Yeah, I draw parallels between video and publishing in terms of the way editing is key for both and also because of their sequential similarities—the way you move through a narrative regardless of whether it’s linear or non-linear. You really are being carried through the material, and the way that that happens, and what you take from that, and the form it’s presented in all have added to the meaning of the piece. I also think of the relationship between text and image, and how images can be read, maybe, or function as an image. I think maybe that’s a connection between some of the artists that I work with, because at Dominica there’s a fluidity between the two.
Do you see the Internet as competition at all? It’s currently the cheapest and easiest way to publish something.
No, I definitely don’t think of it as competition. I think the two are related, in terms of circulating material. I definitely think you can’t take something designed for print and just put it online, because there are inherent differences. The Internet, for example, is not finite. And on the Internet, a page should change, and you kind of have room for feedback and reaction in a way that you don’t in print. I think all of this should be taken into account when you’re putting something online, but no, I don’t see them as opposed. It’s the same regarding film versus video—to me, it’s all just kind of one thing. I’m not so caught up in the differences.
You’ve talked about productive failure before, and I was wondering if this applies to your ventures in publishing at all? Have you made any big mistakes that you’ve found productive later on?
[laughs] I mean, I feel like starting Golden Age as a 19-year-old should be considered a failure. [laughs] I kind of see it that way. After a period of time my opinion on that reversed. But now I think that was the biggest one. Other than that, I don’t know! [laughs]
[laughs] We’re making mistakes every day!
Yeah! We’re always making so many mistakes. My favorite commercial is this one for Nike with Michael Jordan talking about his failures, and he’s like [adopts a pseudo-male voice], “The 25th time I was relied on to take the winning shot, I missed. Four times, I missed a pass during a championship game.” And he’s recounting all these things he’s failed at, but then he goes through these doors, and he’s like, “And all those failures are why I succeed.” And I felt like, “Sure you did.” [laughs] But I kind of feel like that. I make mistakes on a daily basis. It’s fine.
Do you have any upcoming projects, Dominica-wise?

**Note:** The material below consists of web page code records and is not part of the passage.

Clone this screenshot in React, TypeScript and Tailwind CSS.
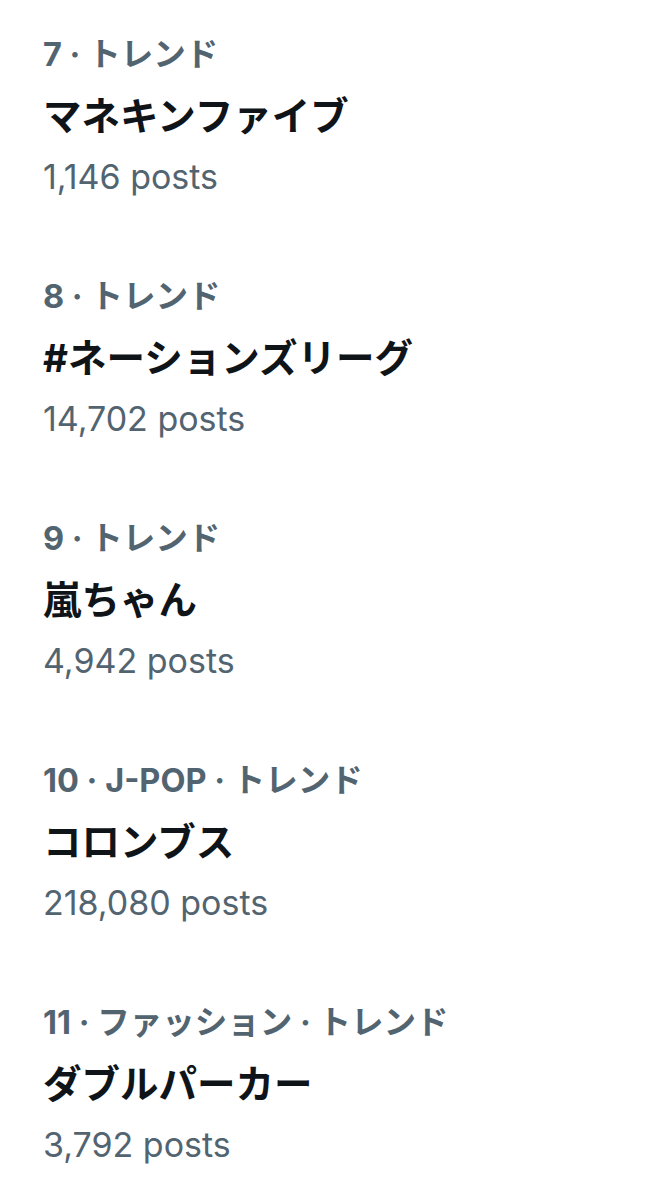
const trends = [
  { meta: "7 · トレンド", name: "マネキンファイブ", posts: "1,146 posts" },
  { meta: "8 · トレンド", name: "#ネーションズリーグ", posts: "14,702 posts" },
  { meta: "9 · トレンド", name: "嵐ちゃん", posts: "4,942 posts" },
  { meta: "10 · J-POP · トレンド", name: "コロンブス", posts: "218,080 posts" },
  { meta: "11 · ファッション · トレンド", name: "ダブルパーカー", posts: "3,792 posts" },
]

function TrendItem({ meta, name, posts }) {
  return (
    <div className="flex flex-col pl-[43px] pt-[25px] pb-[35px]">
      <div className="h-[60px] text-[32.5px] font-bold leading-[60px] text-[#536471]">
        {meta}
      </div>
      <div className="h-[62px] text-[38.5px] font-bold leading-[62px] text-[#0f1419]">
        {name}
      </div>
      <div className="h-[60px] text-[34px] leading-[60px] text-[#536471]">
        {posts}
      </div>
    </div>
  )
}

export default function App() {
  return (
    <div
      className="min-h-[1199px] w-[662px] overflow-hidden bg-white"
      style={{ fontFamily: '"Inter", "Noto Sans CJK JP", sans-serif' }}
    >
      {trends.map((t) => (
        <TrendItem key={t.meta} {...t} />
      ))}
    </div>
  )
}
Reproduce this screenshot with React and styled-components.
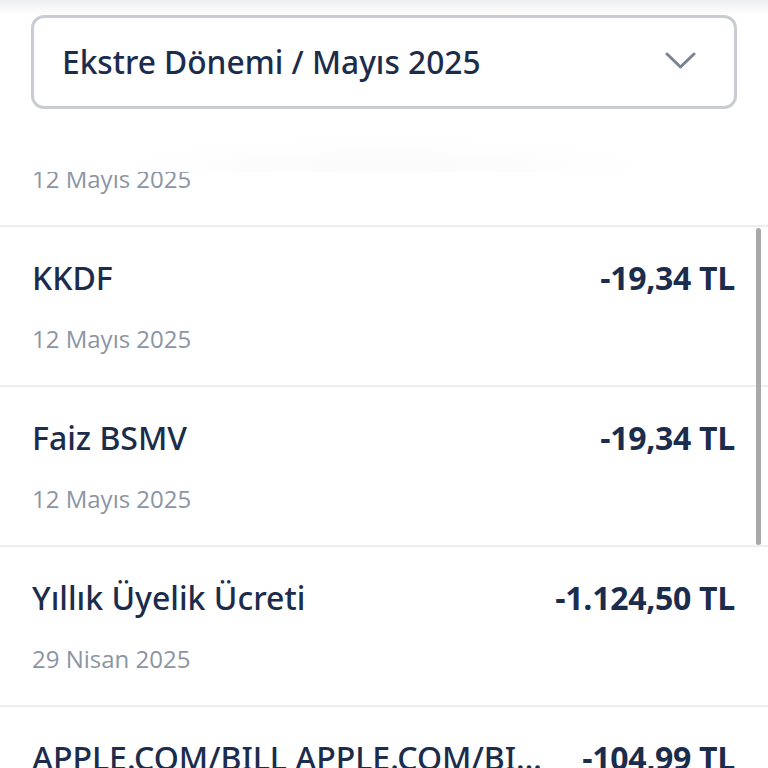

Yeah. Well, the next book which should be out pretty soon—we’re going to do a launch in New York in June. It’s by an artist called Sara Knox Hunter, and it’s called There Is Nothing to Divide Us If We Do Not Exist. It’s a book of what we’re calling sci-fi poems. Sarah was writing it as she was reading and watching a lot of science-fiction films and literature, and she was interested in this whole community of commenting and reviewing. The book is in two parts. One part [consists of] her reviews, and some of them are fictional reviews of other fiction. The other part uses sci-fi to think about otherness. She was adopted, and some of her biological family has reached out to her in recent years and it’s kind of tracing that idea of who exactly a person is. She tells it like a biographical story. It’s a cool text—I’ve never seen anything quite like it.
Can you tell me what you’re planning for Manifesta this year?
Yeah, actually the Johnson Publishing Company—that photo that you mentioned—is going to be featured. The show is about ways of working, and I liken my relationship to the Johnson Publishing Company to the Ramones. They’ve talked about how they initially wanted to sound like Herman’s Hermits, like a kind of ’50s-pop thing, but it came out wrong, and in my mind, I’m trying to do the same with the Johnson Publishing Company. I’m trying to do the same [operation], but it hasn’t quite worked.